Audi and Lucy you were two really good girls. You lived long lives and I think you went out of this world, when things were still good. You weren't peeing your beds or full of arthritis. You were spry, you were happy and you had a good time while you were here. I love you, little friends. I'm sorry my time with you is over, but I'm so happy that you get to be with your biggest fan of all; your daddy.

Lucy



Audi

3 comments:

Noor Unnahar said...

Oh so sad to hear about your dogs . I am a pet lover but always afraid to keep them as I know I can't be as good to take care .
NO NO NO , you won't be judged . NEVER! It's just a stage of life , we all have to move on with freshly coming things and leave over what we had before . These dogs have been with you , you have been with them . But everyone just has to leave sometime .
Perhaps I have a wrong time to say , but you look SO much like your mum.
Noor @ Noor's Place

Areeba said...

I never had a pet so I'm not sure how to start or what to say. I can understand how much it would be hard to leave them as they were part of your family. Nobody will judge you girl, sometimes it's not someone's fault, it's just destiny!

Sarah said...

Oh, what a heartbreaking decision. I am near tears just reading this. I know this must have been so hard for you and your mom, and I agree that your decision was better for them than taking them to the shelter.
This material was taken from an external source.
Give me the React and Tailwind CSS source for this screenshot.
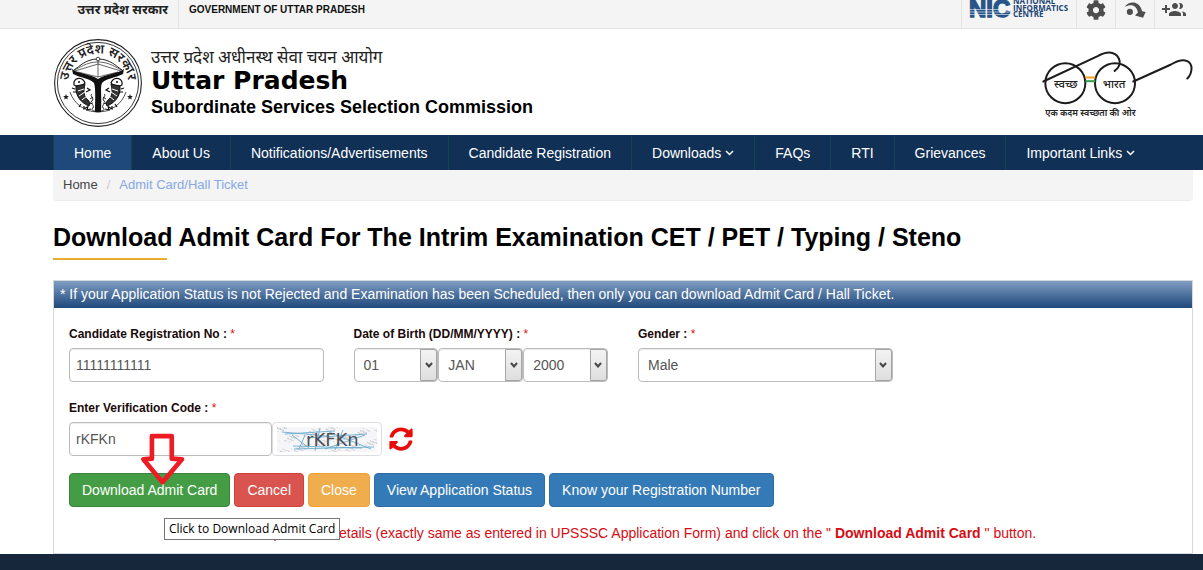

I agree completely. I've had two long term family pets where we did just the opposite - refused to euthanize, even though their quality of life was severely impaired. Like our sweet Natasha - I was thinking about her as I was reading your post and wishing that she could have passed as painlessly and peacefully as your dogs did. Damn dogs, I tell you what, they'll break your heart no matter what you do. But anyway, I hope that this marks a new, positive chapter in your mom's life.